(Stored dataset items)

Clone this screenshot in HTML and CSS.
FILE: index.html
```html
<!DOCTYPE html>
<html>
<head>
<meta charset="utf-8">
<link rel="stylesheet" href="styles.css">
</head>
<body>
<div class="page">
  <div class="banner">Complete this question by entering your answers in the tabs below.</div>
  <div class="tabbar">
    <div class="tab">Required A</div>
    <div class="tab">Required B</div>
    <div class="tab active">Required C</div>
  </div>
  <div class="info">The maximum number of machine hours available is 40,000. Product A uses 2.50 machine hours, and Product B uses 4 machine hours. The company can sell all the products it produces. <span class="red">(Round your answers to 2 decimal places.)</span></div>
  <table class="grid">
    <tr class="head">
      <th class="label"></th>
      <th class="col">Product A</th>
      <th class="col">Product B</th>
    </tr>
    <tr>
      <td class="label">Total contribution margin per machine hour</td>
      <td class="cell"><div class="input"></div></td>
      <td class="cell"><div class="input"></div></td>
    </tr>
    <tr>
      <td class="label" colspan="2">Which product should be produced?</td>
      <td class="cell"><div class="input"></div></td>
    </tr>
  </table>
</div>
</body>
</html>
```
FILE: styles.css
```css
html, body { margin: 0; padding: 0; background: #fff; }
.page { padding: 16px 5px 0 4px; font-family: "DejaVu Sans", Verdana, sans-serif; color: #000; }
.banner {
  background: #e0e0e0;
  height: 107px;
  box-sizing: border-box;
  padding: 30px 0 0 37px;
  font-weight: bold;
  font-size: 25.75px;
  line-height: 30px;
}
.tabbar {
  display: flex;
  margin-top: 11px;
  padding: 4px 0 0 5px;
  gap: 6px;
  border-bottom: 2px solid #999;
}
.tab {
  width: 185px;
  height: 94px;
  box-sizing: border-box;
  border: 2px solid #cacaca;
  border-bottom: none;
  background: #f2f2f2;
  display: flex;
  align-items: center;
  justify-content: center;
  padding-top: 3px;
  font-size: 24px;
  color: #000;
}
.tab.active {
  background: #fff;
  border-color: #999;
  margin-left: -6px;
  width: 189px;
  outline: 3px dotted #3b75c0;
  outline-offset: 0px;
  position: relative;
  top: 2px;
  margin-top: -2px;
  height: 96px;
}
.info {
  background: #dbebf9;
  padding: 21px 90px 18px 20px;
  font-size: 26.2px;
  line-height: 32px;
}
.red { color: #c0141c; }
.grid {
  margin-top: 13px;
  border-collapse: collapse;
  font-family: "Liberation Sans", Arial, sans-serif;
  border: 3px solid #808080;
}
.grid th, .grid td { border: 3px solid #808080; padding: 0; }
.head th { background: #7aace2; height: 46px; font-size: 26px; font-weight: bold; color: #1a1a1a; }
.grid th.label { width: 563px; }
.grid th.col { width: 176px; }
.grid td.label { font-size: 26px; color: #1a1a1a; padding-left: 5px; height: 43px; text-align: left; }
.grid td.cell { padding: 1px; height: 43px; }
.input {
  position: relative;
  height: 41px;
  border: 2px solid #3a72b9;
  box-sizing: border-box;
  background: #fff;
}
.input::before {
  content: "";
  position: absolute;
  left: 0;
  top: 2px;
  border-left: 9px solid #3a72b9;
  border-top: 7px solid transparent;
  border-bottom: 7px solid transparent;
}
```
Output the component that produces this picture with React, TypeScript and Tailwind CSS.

# [INSTRUCTION]
From the entries above, extract every line where the word "produces" appears.

# [OUTPUT FOR THIS TASK]
  <div class="info">The maximum number of machine hours available is 40,000. Product A uses 2.50 machine hours, and Product B uses 4 machine hours. The company can sell all the products it produces. <span class="red">(Round your answers to 2 decimal places.)</span></div>
Output the component that produces this picture with React, TypeScript and Tailwind CSS.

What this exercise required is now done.